In May this year, the Congress and the Committee of the Regions of the European Union held a conference in Messina, Italy, on fighting corruption at local level. Amongst the successful practices, presented at the conference, were the revision of local procurement procedures, introduction of new practices for monitoring decision-making processes and the creation of anti-corruption agencies at local level. The results of the conference will feed into a code of conduct for local and regional politicians and administrations, which is currently being prepared.
Ladies and Gentlemen,
As I have said at the outset, a new democratic framework is certainly based on broad democratic participation of citizens, which is inseparable in today’s world from new technologies and e-tools, facilitating e-participation through e-voting, e-inclusion and provision of e-services. As we saw in Madrid, the use of e-tools at local level provides a great opportunity for creating a truly “citizen environment” of consultations, dialogue and participation. Information on local issues (such as planning issues or lobbying events) can be made available much more cheaply and rapidly than before, much as the feedback from citizens on local government action.
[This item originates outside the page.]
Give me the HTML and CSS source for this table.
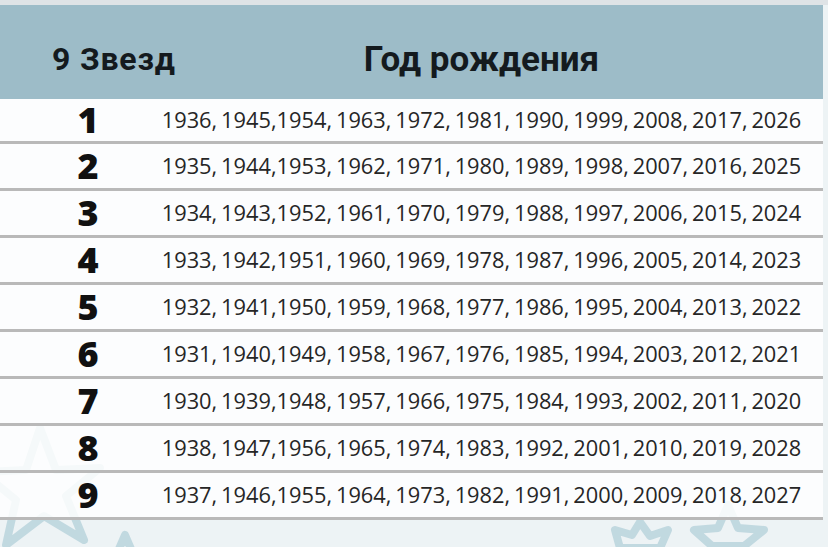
FILE: index.html
```html
<!DOCTYPE html>
<html lang="ru">
<head>
<meta charset="utf-8">
<title>9 Звезд</title>
<link rel="stylesheet" href="styles.css">
</head>
<body>
<div class="page">
  <svg class="stars" width="828" height="547" viewBox="0 0 828 547">
    <g fill="none" stroke="#b7d3dc" stroke-width="8" stroke-linejoin="round" stroke-linecap="round">
      <path d="M40 428 L56 470 L100 468 L66 496 L84 540 L44 516 L6 545 L16 500 L-18 472 L26 470 Z"/>
      <path d="M125 535 L134 556 L160 556 L140 570 L150 596 L125 580 L100 596 L110 570 L90 556 L116 556 Z"/>
      <path d="M640 522 L650 536 L668 530 L660 548 L620 548 L615 530 L632 535 Z"/>
      <path d="M728 505 L738 528 L764 530 L744 546 L712 546 L694 530 L718 528 Z"/>
    </g>
  </svg>
  <div class="topstrip"></div>
  <div class="table">
    <div class="head">
      <div class="h-num">9 Звезд</div>
      <div class="h-years">Год рождения</div>
    </div>
    <div class="row first"><div class="num">1</div><div class="years">1936, 1945,1954, 1963, 1972, 1981, 1990, 1999, 2008, 2017, 2026</div></div>
    <div class="row"><div class="num">2</div><div class="years">1935, 1944,1953, 1962, 1971, 1980, 1989, 1998, 2007, 2016, 2025</div></div>
    <div class="row"><div class="num">3</div><div class="years">1934, 1943,1952, 1961, 1970, 1979, 1988, 1997, 2006, 2015, 2024</div></div>
    <div class="row"><div class="num">4</div><div class="years">1933, 1942,1951, 1960, 1969, 1978, 1987, 1996, 2005, 2014, 2023</div></div>
    <div class="row"><div class="num">5</div><div class="years">1932, 1941,1950, 1959, 1968, 1977, 1986, 1995, 2004, 2013, 2022</div></div>
    <div class="row"><div class="num">6</div><div class="years">1931, 1940,1949, 1958, 1967, 1976, 1985, 1994, 2003, 2012, 2021</div></div>
    <div class="row"><div class="num">7</div><div class="years">1930, 1939,1948, 1957, 1966, 1975, 1984, 1993, 2002, 2011, 2020</div></div>
    <div class="row"><div class="num">8</div><div class="years">1938, 1947,1956, 1965, 1974, 1983, 1992, 2001, 2010, 2019, 2028</div></div>
    <div class="row"><div class="num">9</div><div class="years">1937, 1946,1955, 1964, 1973, 1982, 1991, 2000, 2009, 2018, 2027</div></div>
  </div>
</div>
</body>
</html>
```

FILE: styles.css
```css
html, body {
  margin: 0;
  padding: 0;
}
body {
  background: #eaf1f3;
  width: 828px;
  height: 547px;
  overflow: hidden;
}
.page {
  position: relative;
  width: 828px;
  height: 547px;
  background: #edf3f5;
}
.stars {
  position: absolute;
  left: 0;
  top: 0;
  z-index: 0;
  opacity: 0.8;
}
.topstrip {
  position: relative;
  height: 5px;
  background: #dfe3e6;
}
.table {
  position: relative;
  z-index: 1;
  width: 823px;
}
.head {
  display: grid;
  grid-template-columns: 140px 1fr;
  height: 94px;
  background: #9dbcc8;
  align-items: center;
  box-sizing: border-box;
  padding-top: 14px;
  font-family: Roboto, "Open Sans", sans-serif;
  font-weight: 700;
  color: #141a1e;
}
.h-num {
  padding-left: 52px;
  font-size: 32px;
  white-space: nowrap;
  letter-spacing: 0.8px;
}
.h-years {
  text-align: center;
  font-size: 35px;
}
.row {
  display: grid;
  grid-template-columns: 140px 1fr;
  align-items: center;
  height: 47px;
  box-sizing: border-box;
  border-bottom: 3px solid #b9b9b9;
  background: rgba(255, 255, 255, 0.84);
}
.row.first {
  height: 45px;
}
.num {
  text-align: center;
  padding-left: 36px;
  font-family: "Open Sans", sans-serif;
  font-weight: 800;
  font-size: 36px;
  line-height: 1;
  color: #111;
}
.years {
  text-align: center;
  font-family: "Open Sans", sans-serif;
  font-size: 21.8px;
  word-spacing: -1.8px;
  color: #262626;
  white-space: nowrap;
  line-height: 1;
}
```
E-democracy is clearly here to stay. People are increasingly turning to social networks to form political groupings, often for specific issues. The new democratic framework compels politicians to change as well, to keep abreast. Much of this change is happening from the bottom up, and much of the future can be seen today in what is happening at local level.
Politicians have to get used to being answerable online for their policies. They can increase their support by running blogs, they are expected to contribute and intervene on online fora. They are expected to have media skills, to know how to make use of the media in order to promote themselves and their programmes.
The image - for better or for worse - continues to gain power and influence in our political culture. A good story needs a photo to illustrate it. These days, photos are taken by everybody and transmitted instantly. The political power of the image needs to be properly understood and harnessed, because good policies risk falling victim to bad policies which have a more appealing visual presentation. We may complain about the tyranny of the image, we may insist that this is not democratic, but we have to live with it.
At the same time, the good news is that citizens are now increasingly empowered to run their own communities. Empowering citizens will certainly boost their democratic participation and will tap into their potential for innovation.
This empowerment must begin at local level where its results are the most tangible, and must be the core of our focus for the future. It is the oxygen which will invigorate our political culture.